Greeves, John Ernest (1910–87), civil servant, was born 9 October 1910 at Grange, Co. Tyrone, fourth son of Robert Douglas Greeves (1867–1950) and Sarah Louisa Greeves (1876–1924) (née Hobson). Educated at Moy primary school and Dungannon Royal School, he sat the Northern Ireland civil service examination in 1928 and embarked on thirty-six years of service at the Ministry of Labour and National Insurance. Enjoying steady promotion, he became manager of Ballymena and Downpatrick local offices and deputy manager at the Belfast exchange. After the second world war he dealt mainly with industrial relations and employment and training services, including the training of disabled persons. In June 1956 he succeeded Robert Steele as assistant secretary in the ministry, and following the retirement of William Nicholson McWilliam (1897–1987) in September 1962, he was appointed permanent secretary.

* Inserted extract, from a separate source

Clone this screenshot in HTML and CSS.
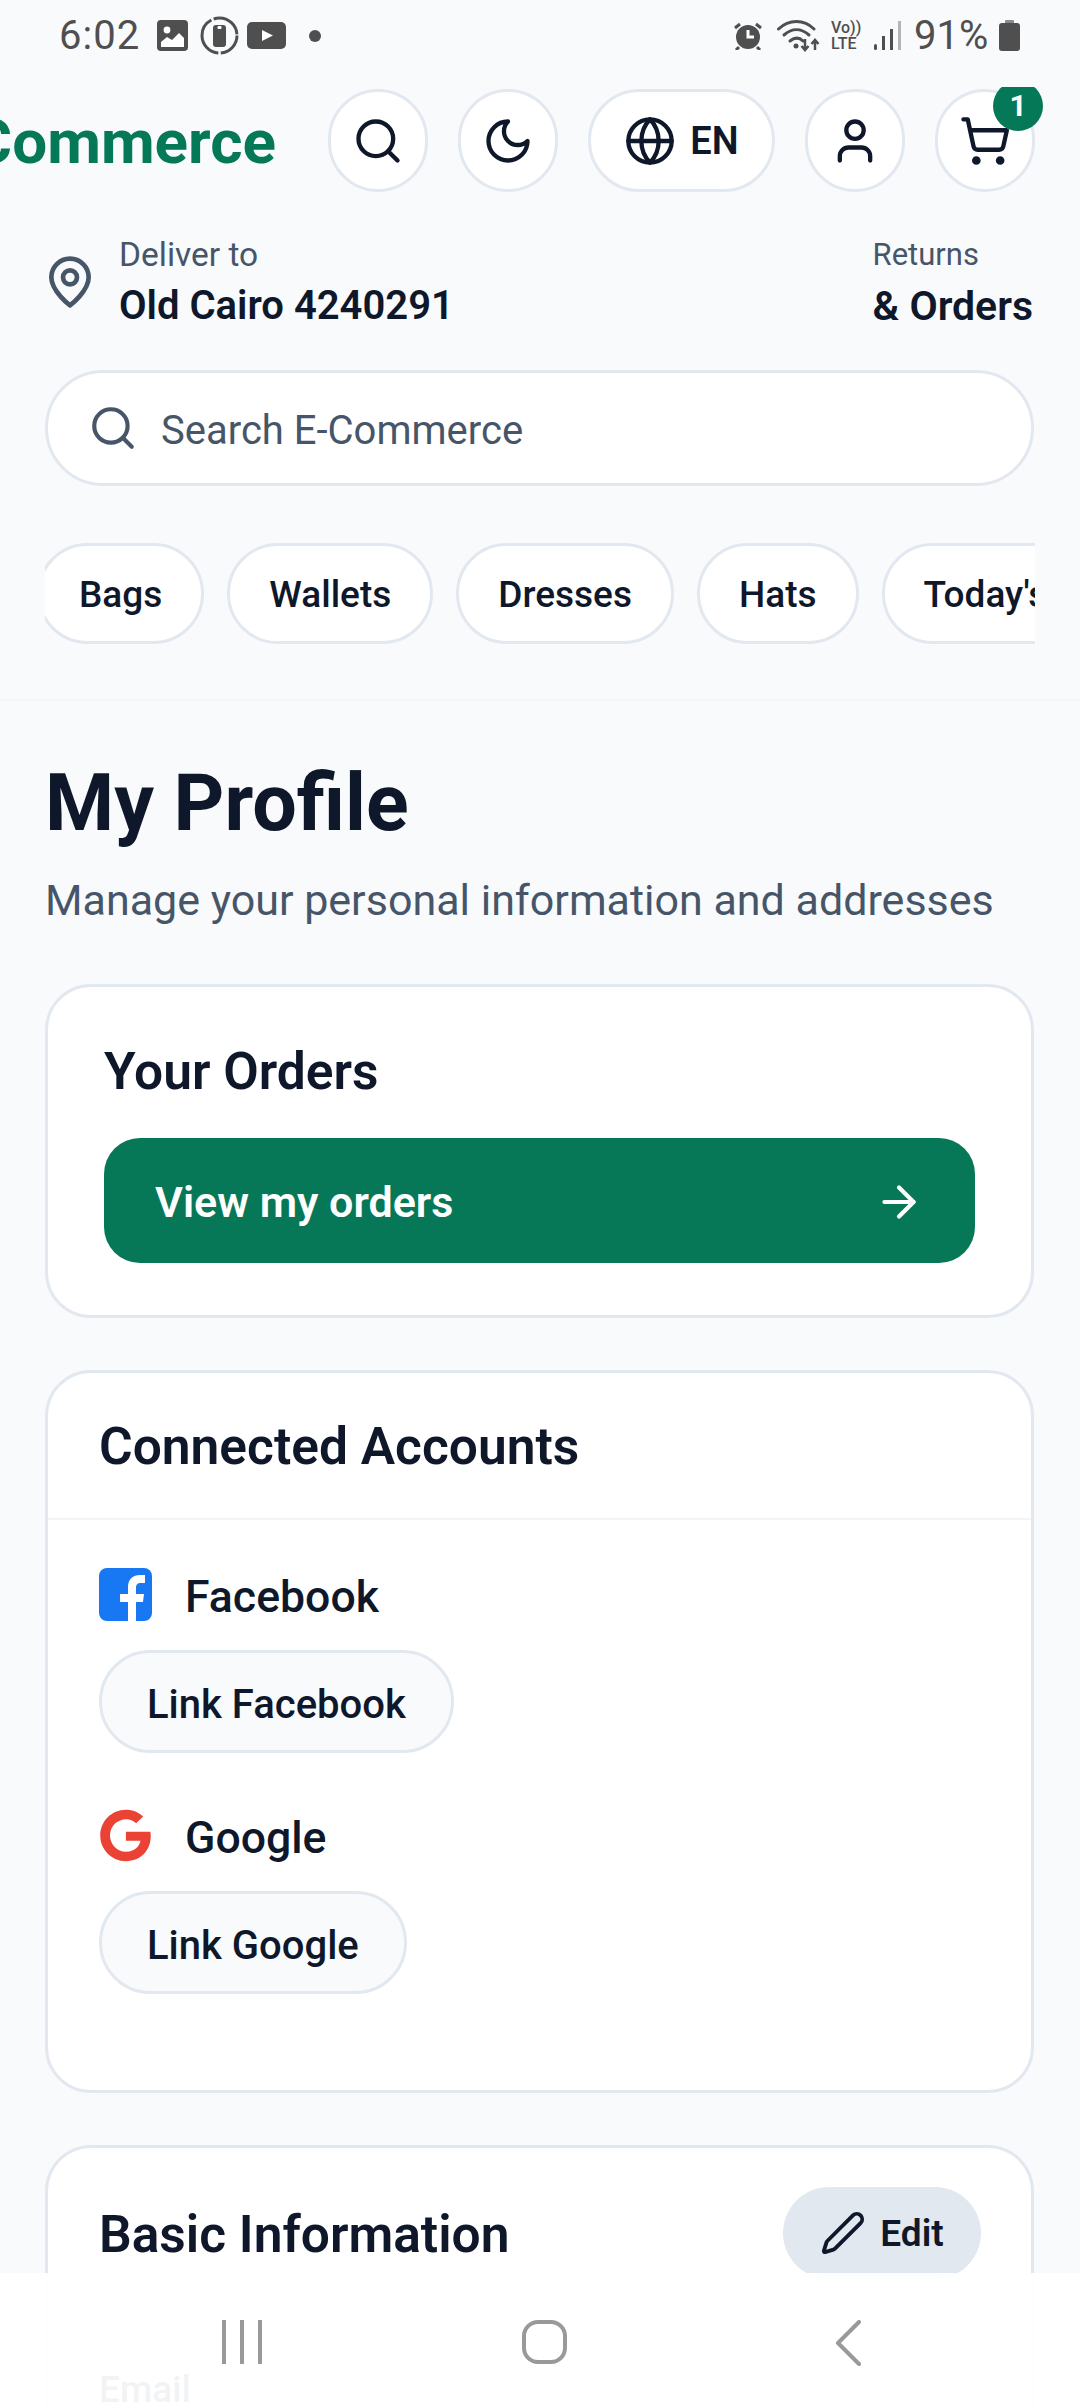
FILE: index.html
```html
<!DOCTYPE html>
<html lang="en">
<head>
    <meta charset="UTF-8">
    <meta name="viewport" content="width=device-width, initial-scale=1.0">
    <title>My Profile</title>
    <link rel="stylesheet" href="styles.css">
</head>
<body>
    <!-- Phone status bar -->
    <div class="status-bar">
        <div class="status-left">
            <span class="status-time">6:02</span>
            <svg class="st-gallery" viewBox="0 0 31 31"><rect width="31" height="31" rx="4" fill="#4f4f4f"/><circle cx="10" cy="10" r="3.4" fill="#fff"/><path d="M4 27v-5l6-5 5 3 7-7 5 5v9z" fill="#fff"/></svg>
            <svg class="st-circle" viewBox="0 0 39 39"><circle cx="19.5" cy="19.5" r="17.5" fill="none" stroke="#4f4f4f" stroke-width="3" stroke-dasharray="26 2.5 45 2.5 32 2"/><rect x="13" y="9" width="13" height="22" rx="3" fill="#4f4f4f"/><rect x="17.500" y="10" width="4" height="3" rx="1" fill="#fff"/></svg>
            <svg class="st-video" viewBox="0 0 39 27"><rect width="39" height="27" rx="5" fill="#4f4f4f"/><path d="M15 8l11 5.500-11 5.500z" fill="#fff"/></svg>
            <span class="st-dot"></span>
        </div>
        <div class="status-right">
            <svg class="st-alarm" viewBox="0 0 28 28"><circle cx="14" cy="15" r="12" fill="#4f4f4f"/><path d="M14 8v7h6" fill="none" stroke="#fff" stroke-width="3"/><path d="M1 6l5-4M27 6l-5-4M5 25l-3 3M23 25l3 3" stroke="#4f4f4f" stroke-width="3"/></svg>
            <svg class="st-wifi" viewBox="0 0 44 34"><g fill="none" stroke="#4f4f4f" stroke-width="3" stroke-linecap="round"><path d="M1.500 10C12 0 27 0 37 10"/><path d="M7 16c8-7 17-7 25 0"/><path d="M13 22c5-4 9-4 13 0"/></g><circle cx="19" cy="27" r="2.500" fill="#4f4f4f"/><path d="M28 20v11M24.500 27l3.500 4 3.500-4M38 31V21M34.500 25l3.500-4 3.500 4" fill="none" stroke="#4f4f4f" stroke-width="2.500"/></svg>
            <span class="st-volte"><span>Vo))</span><span>LTE</span></span>
            <svg class="st-signal" viewBox="0 0 27 29"><rect x="0" y="23" width="3" height="6" rx="1.500" fill="#4f4f4f"/><rect x="8" y="15" width="3" height="14" fill="#4f4f4f"/><rect x="16" y="8" width="3" height="21" fill="#4f4f4f"/><rect x="24" y="0" width="3" height="29" fill="#b5b5b5"/></svg>
            <span class="status-batt">91%</span>
            <svg class="st-battery" viewBox="0 0 21 31"><rect x="6" width="9" height="4" rx="1" fill="#8a8a8a"/><rect y="3" width="21" height="28" rx="3" fill="#4f4f4f"/></svg>
        </div>
    </div>

    <!-- Top header -->
    <div class="topbar">
        <div class="logo">E-Commerce</div>
        <button class="round-btn">
            <svg class="icon" viewBox="0 0 24 24"><circle cx="11" cy="11" r="8"/><path d="m21 21-4.300-4.300"/></svg>
        </button>
        <button class="round-btn">
            <svg class="icon" viewBox="0 0 24 24"><path d="M12 3a6 6 0 0 0 9 9 9 9 0 1 1-9-9Z"/></svg>
        </button>
        <button class="round-btn lang-btn">
            <svg class="icon" viewBox="0 0 24 24"><circle cx="12" cy="12" r="10"/><path d="M12 2a14.500 14.500 0 0 0 0 20 14.500 14.500 0 0 0 0-20"/><path d="M2 12h20"/></svg>
            <span>EN</span>
        </button>
        <button class="round-btn">
            <svg class="icon" viewBox="0 0 24 24"><path d="M19 21v-2a4 4 0 0 0-4-4H9a4 4 0 0 0-4 4v2"/><circle cx="12" cy="7" r="4"/></svg>
        </button>
        <button class="round-btn cart-btn">
            <svg class="icon" viewBox="0 0 24 24"><circle cx="8" cy="21" r="1"/><circle cx="19" cy="21" r="1"/><path d="M2.050 2.050h2l2.660 12.420a2 2 0 0 0 2 1.580h9.780a2 2 0 0 0 1.950-1.570l1.650-7.430H5.120"/></svg>
            <span class="badge">1</span>
        </button>
    </div>

    <div class="deliver-row">
        <div class="deliver">
            <svg class="pin" viewBox="0 0 24 24"><path d="M20 10c0 6-8 12-8 12s-8-6-8-12a8 8 0 0 1 16 0Z"/><circle cx="12" cy="10" r="3"/></svg>
            <div>
                <div class="small-label">Deliver to</div>
                <div class="strong-label">Old Cairo 4240291</div>
            </div>
        </div>
        <div>
            <div class="small-label returns">Returns</div>
            <div class="strong-label orders-label">&amp; Orders</div>
        </div>
    </div>

    <div class="search-box">
        <svg class="search-icon" viewBox="0 0 24 24"><circle cx="11" cy="11" r="8"/><path d="m21 21-4.300-4.300"/></svg>
        <span>Search E-Commerce</span>
    </div>

    <div class="chips">
        <div class="chip first">Bags</div>
        <div class="chip">Wallets</div>
        <div class="chip">Dresses</div>
        <div class="chip">Hats</div>
        <div class="chip">Today's Deals</div>
    </div>

    <!-- Profile content -->
    <div class="content">
        <h1>My Profile</h1>
        <p class="subtitle">Manage your personal information and addresses</p>

        <div class="card orders-card">
            <h2>Your Orders</h2>
            <a class="orders-link">
                <span>View my orders</span>
                <svg class="arrow" viewBox="0 0 24 24"><path d="M5 12h14"/><path d="m12 5 7 7-7 7"/></svg>
            </a>
        </div>

        <div class="card accounts-card">
            <div class="card-head">
                <h2>Connected Accounts</h2>
            </div>
            <div class="accounts">
                <div class="account">
                    <div class="account-name">
                        <svg class="brand" viewBox="0 0 53 53"><rect width="53" height="53" rx="8" fill="#1877f2"/><path d="M29 53V34h-8v-8h8v-7c0-8 5-12 12-12h5v8h-4c-4 0-5 2-5 5v6h8l-1 8h-7v19z" fill="#fff"/></svg>
                        <span>Facebook</span>
                    </div>
                    <button class="link-btn">Link Facebook</button>
                </div>
                <div class="account">
                    <div class="account-name">
                        <svg class="brand" viewBox="0 0 488 512"><path d="M488 261.800C488 403.300 391.100 504 248 504 110.800 504 0 393.200 0 256S110.800 8 248 8c66.800 0 123 24.500 166.300 64.900l-67.500 64.900C258.500 52.600 94.300 116.600 94.300 256c0 86.500 69.100 156.600 153.700 156.600 98.200 0 135-70.400 140.800-106.900H248v-85.300h236.100c2.300 12.700 3.900 24.900 3.900 41.400z" fill="#ea4335"/></svg>
                        <span>Google</span>
                    </div>
                    <button class="link-btn">Link Google</button>
                </div>
            </div>
        </div>

        <div class="card info-card">
            <div class="info-head">
                <h2>Basic Information</h2>
                <button class="edit-btn">
                    <svg class="pencil" viewBox="0 0 24 24"><path d="M21.170 6.810a1 1 0 0 0-3.990-3.990L3.840 16.170a2 2 0 0 0-.5.830l-1.320 4.350a.5.500 0 0 0 .62.620l4.350-1.320a2 2 0 0 0 .83-.5z"/></svg>
                    <span>Edit</span>
                </button>
            </div>
            <div class="field-label">Email</div>
        </div>
    </div>

    <!-- Android navigation bar, sits over the page -->
    <div class="nav-bar">
        <svg class="nav-recent" viewBox="0 0 42 44"><path d="M3 1v42M21 1v42M39 1v42"/></svg>
        <svg class="nav-home" viewBox="0 0 45 44"><rect x="2" y="2" width="41" height="40" rx="14"/></svg>
        <svg class="nav-back" viewBox="0 0 26 46"><path d="M24 2 3 23l21 21"/></svg>
    </div>
</body>
</html>
```

FILE: styles.css
```css
* {
    box-sizing: border-box;
}
body {
    margin: 0;
    width: 1080px;
    height: 2408px;
    overflow: hidden;
    position: relative;
    font-family: Roboto, "Noto Sans", sans-serif;
    background-color: #f8fafc;
    color: #0f172a;
}
h1, h2, p {
    margin: 0;
}
button {
    font-family: inherit;
    color: inherit;
}

/* status bar */
.status-bar {
    height: 87px;
    display: flex;
    justify-content: space-between;
    align-items: flex-start;
    padding: 16px 60px 0 59px;
    color: #4f4f4f;
}
.status-left, .status-right {
    display: flex;
    align-items: center;
    height: 39px;
}
.status-time {
    font-size: 40px;
    letter-spacing: 1px;
    width: 98px;
}
.st-gallery { width: 31px; height: 31px; }
.st-circle { width: 39px; height: 39px; margin-left: 12px; }
.st-video { width: 39px; height: 27px; margin-left: 8px; }
.st-dot {
    width: 12px;
    height: 12px;
    margin-left: 23px;
    border-radius: 50%;
    background-color: #4f4f4f;
}
.st-alarm { width: 28px; height: 28px; }
.st-wifi { width: 44px; height: 34px; margin-left: 15px; }
.st-volte {
    display: flex;
    flex-direction: column;
    width: 30px;
    margin-left: 10px;
    font-size: 16px;
    line-height: 16px;
    font-weight: 500;
}
.st-signal { width: 27px; height: 29px; margin-left: 13px; }
.status-batt {
    font-size: 40px;
    margin-left: 13px;
    width: 76px;
    white-space: nowrap;
}
.st-battery { width: 21px; height: 31px; margin-left: 9px; }

/* header */
.topbar {
    height: 105px;
    display: flex;
    justify-content: flex-end;
    align-items: flex-start;
    gap: 30px;
    padding: 2px 45px 0 0;
    overflow: hidden;
}
.logo {
    flex-shrink: 0;
    margin: 3px 22px 0 0;
    font-size: 62px;
    line-height: 100px;
    font-weight: 700;
    color: #047857;
    white-space: nowrap;
}
.round-btn {
    flex-shrink: 0;
    position: relative;
    width: 100px;
    height: 103px;
    padding: 0;
    display: flex;
    align-items: center;
    justify-content: center;
    background-color: #fff;
    border: 3px solid #e2e8f0;
    border-radius: 52px;
}
.icon {
    width: 52px;
    height: 52px;
    fill: none;
    stroke: #0f172a;
    stroke-width: 2;
    stroke-linecap: round;
    stroke-linejoin: round;
}
.lang-btn {
    width: 187px;
    gap: 14px;
    font-size: 38px;
    font-weight: 600;
}
.badge {
    position: absolute;
    top: -11px;
    right: -11px;
    width: 50px;
    height: 50px;
    border-radius: 50%;
    background-color: #047857;
    color: #fff;
    font-size: 30px;
    font-weight: 700;
    line-height: 50px;
    text-align: center;
}

/* deliver row */
.deliver-row {
    display: flex;
    justify-content: space-between;
    padding: 41px 47px 0 49px;
}
.deliver {
    display: flex;
    align-items: center;
    gap: 21px;
}
.pin {
    width: 56px;
    height: 56px;
    margin-left: -7px;
    fill: none;
    stroke: #475569;
    stroke-width: 2;
    stroke-linecap: round;
    stroke-linejoin: round;
}
.small-label {
    font-size: 33.500px;
    line-height: 44px;
    color: #475569;
}
.small-label.returns {
    font-size: 31px;
}
.strong-label {
    margin-top: 4px;
    font-size: 40px;
    line-height: 50px;
    font-weight: 600;
}
.strong-label.orders-label {
    font-size: 41px;
}

/* search */
.search-box {
    display: flex;
    align-items: center;
    gap: 23px;
    height: 116px;
    margin: 39px 46px 0 45px;
    padding-left: 40px;
    background-color: #fff;
    border: 3px solid #e2e8f0;
    border-radius: 58px;
    font-size: 40px;
    color: #475569;
}
.search-box span {
    margin-top: 4px;
}
.search-icon {
    width: 50px;
    height: 50px;
    fill: none;
    stroke: #475569;
    stroke-width: 2;
    stroke-linecap: round;
    stroke-linejoin: round;
}

/* category chips */
.chips {
    display: flex;
    gap: 23px;
    margin: 57px 45px 0 45px;
    overflow: hidden;
}
.chip {
    flex-shrink: 0;
    height: 101px;
    padding: 2px 39px 0 39px;
    display: flex;
    align-items: center;
    background-color: #fff;
    border: 3px solid #e2e8f0;
    border-radius: 51px;
    font-size: 37px;
    font-weight: 500;
    white-space: nowrap;
}
.chip.first {
    margin-left: -8px;
}

/* page content */
.content {
    margin-top: 55px;
    padding: 55px 46px 0 45px;
    border-top: 2px solid #f1f5f9;
}
h1 {
    font-size: 79px;
    line-height: 94px;
    font-weight: 700;
}
.subtitle {
    margin-top: 25px;
    font-size: 43px;
    line-height: 50px;
    color: #475569;
}
.card {
    margin-top: 52px;
    background-color: #fff;
    border: 3px solid #e2e8f0;
    border-radius: 46px;
}
h2 {
    font-size: 51.500px;
    line-height: 60px;
    font-weight: 600;
}
.orders-card {
    height: 334px;
    margin-top: 59px;
    padding: 55px 56px 0 56px;
}
.orders-link {
    height: 125px;
    margin-top: 36px;
    padding: 0 56px 0 51px;
    display: flex;
    align-items: center;
    justify-content: space-between;
    background-color: #077857;
    border-radius: 36px;
    color: #fff;
    font-size: 43px;
    font-weight: 600;
}
.orders-link span {
    margin-top: 2px;
}
.arrow {
    width: 50px;
    height: 50px;
    margin: 2px -5px 0 0;
    fill: none;
    stroke: #fff;
    stroke-width: 2;
    stroke-linecap: round;
    stroke-linejoin: round;
}
.accounts-card {
    height: 723px;
}
.card-head {
    height: 147px;
    padding: 44px 51px 0 51px;
    border-bottom: 2px solid #f1f5f9;
}
.accounts {
    padding: 48px 51px 0 51px;
}
.account + .account {
    margin-top: 56px;
}
.account-name {
    display: flex;
    align-items: center;
    height: 53px;
    gap: 33px;
    font-size: 44.600px;
    font-weight: 500;
}
.account-name span {
    margin-top: 4px;
}
.brand {
    width: 53px;
    height: 53px;
}
.link-btn {
    display: block;
    height: 103px;
    margin-top: 29px;
    padding: 5px 45px 0 45px;
    background-color: #f8fafc;
    border: 3px solid #e2e8f0;
    border-radius: 52px;
    font-size: 40px;
    font-weight: 500;
}
.info-card {
    height: 265px;
    border-bottom: none;
    border-radius: 46px 46px 0 0;
}
.info-head {
    display: flex;
    justify-content: space-between;
    align-items: center;
    padding: 39px 50px 0 51px;
}
.info-head h2 {
    margin-top: 3px;
}
.edit-btn {
    height: 92px;
    width: 198px;
    padding: 0;
    display: flex;
    align-items: center;
    justify-content: center;
    gap: 14px;
    background-color: #e2e8f0;
    border: none;
    border-radius: 46px;
    font-size: 37px;
    font-weight: 600;
}
.pencil {
    width: 46px;
    height: 46px;
    fill: none;
    stroke: #0f172a;
    stroke-width: 2;
    stroke-linecap: round;
    stroke-linejoin: round;
}
.field-label {
    margin: 89px 0 0 51px;
    font-size: 37px;
    font-weight: 500;
    color: #475569;
}

/* android nav bar */
.nav-bar {
    position: absolute;
    left: 0;
    right: 0;
    bottom: 0;
    height: 135px;
    display: grid;
    grid-template-columns: repeat(3, 303px);
    justify-items: center;
    align-items: start;
    padding: 47px 0 0 90px;
    background-color: rgba(255, 255, 255, 0.93);
}
.nav-bar svg {
    fill: none;
    stroke: #999;
    stroke-width: 4;
    stroke-linecap: round;
    stroke-linejoin: round;
}
.nav-recent { width: 42px; height: 44px; }
.nav-home { width: 45px; height: 44px; }
.nav-back { width: 26px; height: 46px; }
```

As the most senior civil servant in the Ministry of Labour he frequently accompanied the minister on official visits to local labour offices and factories. He also devoted a great deal of energy to attracting new businesses to Northern Ireland and in November 1962 he accompanied the prime minister, Lord Brookeborough (qv), and other members of the cabinet during important negotiations with the British government on the Hall committee report. In a reshuffle of the posts held by three senior civil servants (August 1964) he was appointed permanent secretary at the Ministry of Home Affairs. The switch in personnel was closely linked to recent changes in ministerial functions, which had been announced by the prime minister, Terence O'Neill (qv). During his time at the Ministry of Home Affairs, the civil rights movement gathered momentum and he was thus involved in numerous attempts to stabilise an increasingly volatile political climate. In October 1968, for example, he was nominated along with Harold Black (qv) to represent the government in negotiations with QUB students with regard to their civil rights protest on Linen Hall St. He retired in 1970 at the age of 60.
Born into a quaker family, he attended All Souls non-subscribing church in Belfast. He was a keen rugby player and represented Dungannon, City of Derry, and the civil service rugby club at senior level. He was also a member of the junior Ulster squad. Awarded the CB in 1966, his other interests included reading and amateur dramatics. He died 6 January 1987 at his Belfast home.
He married (1942) Hilde Alexandra, daughter of Edward Hulbig, of Coburg, Bavaria; they had a son, Peter John, and a daughter, Helga Louisa.